Ha già fatto buio e non vedo la mia Acquacalda, passando, né sento le campane che suonano a morto. E’ strano essere di nuovo qui, e con Malli. Sono stati giorni di liti furibonde tra me e lei, evidentemente stiamo prendendo le misure per tornare ad essere mamma e figlia.
Ci siamo fatte male, ci siamo lasciate a piedi.
Poi siamo andate al bar:
“Buongiorno, cosa prendete?
“Quella brioche a forma di tartaruga”
“Che?”
“Ma sì, non la vede? E’ lì davanti!”
“Ma veramente io…” – la gentile barista estrae il vassoio.
“Ecco, l’ha fatta cadere sui panzerotti”.

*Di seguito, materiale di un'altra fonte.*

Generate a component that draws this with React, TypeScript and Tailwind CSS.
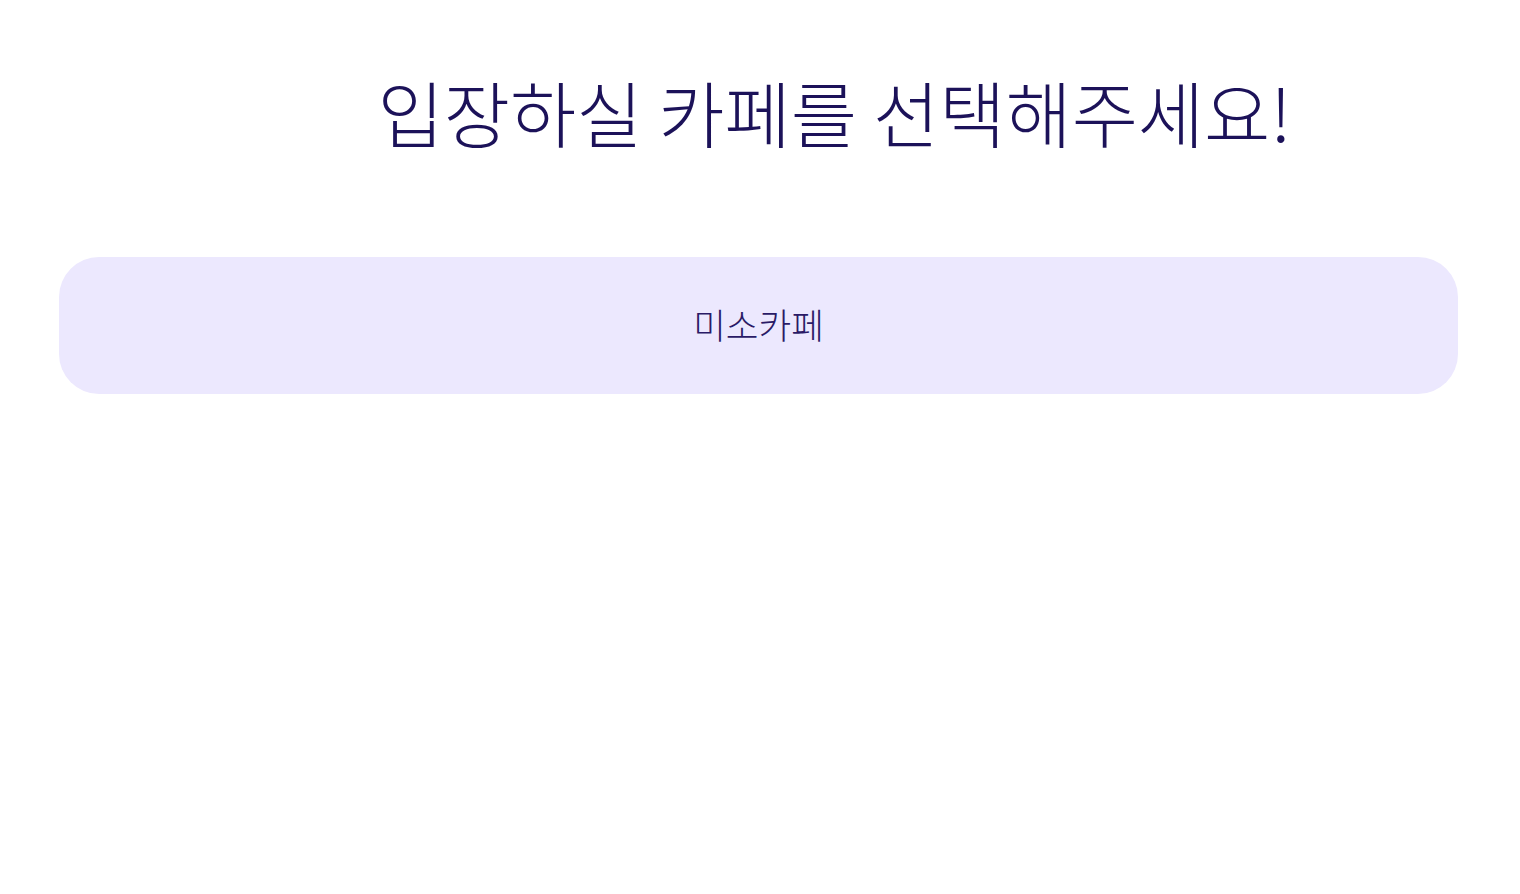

E non paghe, arrivate a casa le abbiamo messo quattro mini gocciole come zampe e fatto un servizio fotografico con il cellulare di Malli color bougainville (“il colore dell’estate”). Certo prima di arrivar a casa ella aveva tentato di scassinare una Punto blu, scambiandola per Fiesty, la quale giaceva pacifica dall’altra parte di Lipari.
Sulla nave, Malli ha cuccato: giornalista precario co.co.co, campano [oggi le ha già telefonato, forse domenica si vedono: non dev’essere davvero mia madre, ndS]; le si è appiccicato mentre ero sul ponte della nave a prendere la pioggia di Stromboli e a discutere di rapporti con N, il mio antirapporto. Falco Campano, comunque, ha deciso probabilmente di voler dormire con Malli, così ci ha accompagnato alla disperata ricerca di una poltrona per la notte. Io e lei ci accomodiamo, mentre Falco Campano si sposta un po’, cerca di sedersi su una poltrona della fila centrale ma viene interrotto dagli improperi in romanesco del ragazzo che sta calpestando. Malli si scompiscia, mentre io, troppo triste per ridere delle disgrazie altrui (e ho detto tutto) cerco di dormire, ma essendo fisicamente incapace di farlo a pancia in su, scivolo rovinosamente in terra, a fare compagnia all’amico romano calpestato. Con la (poca) dignità rimasta, fingo di averlo fatto apposta e con un’infinita nonchalance prendo la stuoia dicendo “io preferisco dormire a terra. Buonanotte”. Non una grande scelta, s’intende, perché oltre alla porta del cesso che sbatte ad ogni onda, lo sciacquone così potente che potrebbe risucchiare Galeazzi, gente che sta male per il maroso, sono cullata da un rollio di motori e moto ondoso di mare incazzato.
La tortura si protrae perché la nave arriva con sole quattro ore di ritardo e Malli sdraia me e le mie labbra ormai bianche su una panchina del ponte, avvolgendomi in un piumino così gonfio che sembro il fratello africano dell’omino Michelin.
Il viaggio in auto è un’altra storia e già archiviata. Vi basti sapere che Malli ha capito come si accende e spegne l’aria condizionata della SUA macchina solo a Bologna, perciò ogni tanto, pur di non chiedere aiuto, poggiava sul cruscotto assolato due piedi in versione ghiacci della borsa termica.
Poi, all’altezza di Parma, in preda al panico perché non arrivava l’uscita ‘Fiorenzuola’, mi ha imposto di prendere la Parma – La Spezia: non fosse stato per il benzinaio, a quest’ora forse sarei alle Cinque Terre.
Aggiornamenti bresciani:
La città non è implosa come credevo, in questi quaranta giorni.
I miei scatoloni sono passati da trenta a cinque, in un giorno e mezzo.
Ne avevo già le palle piene, in due ore.
(Siccome non avevo guidato abbastanza a Lipari e da Napoli a Brescia – con deviazione spezzina - ieri sono andata a Verona a recuperare Fidanzata.)
Continuo a dire “minchia”*: sono scandalosamente antifemminea sebbene bionda e bella (grazie N, ma lo ero anche rossa; ora non sono più doppio malto, però).
Se mi ficca le scarpe in qualche altro stipetto, lancio Malli dal castello. Con affetto, ovviamente.
* Per amor di verità la frase che dico quasi sempre è: “Iò chiddi com’a tì m’i sbatto ‘nta minchia”.
Grazie ad Amur e a tutti gli altri Sautsletache che mi hanno aiutato a salutare la ragazza di città posata e garbata che ero.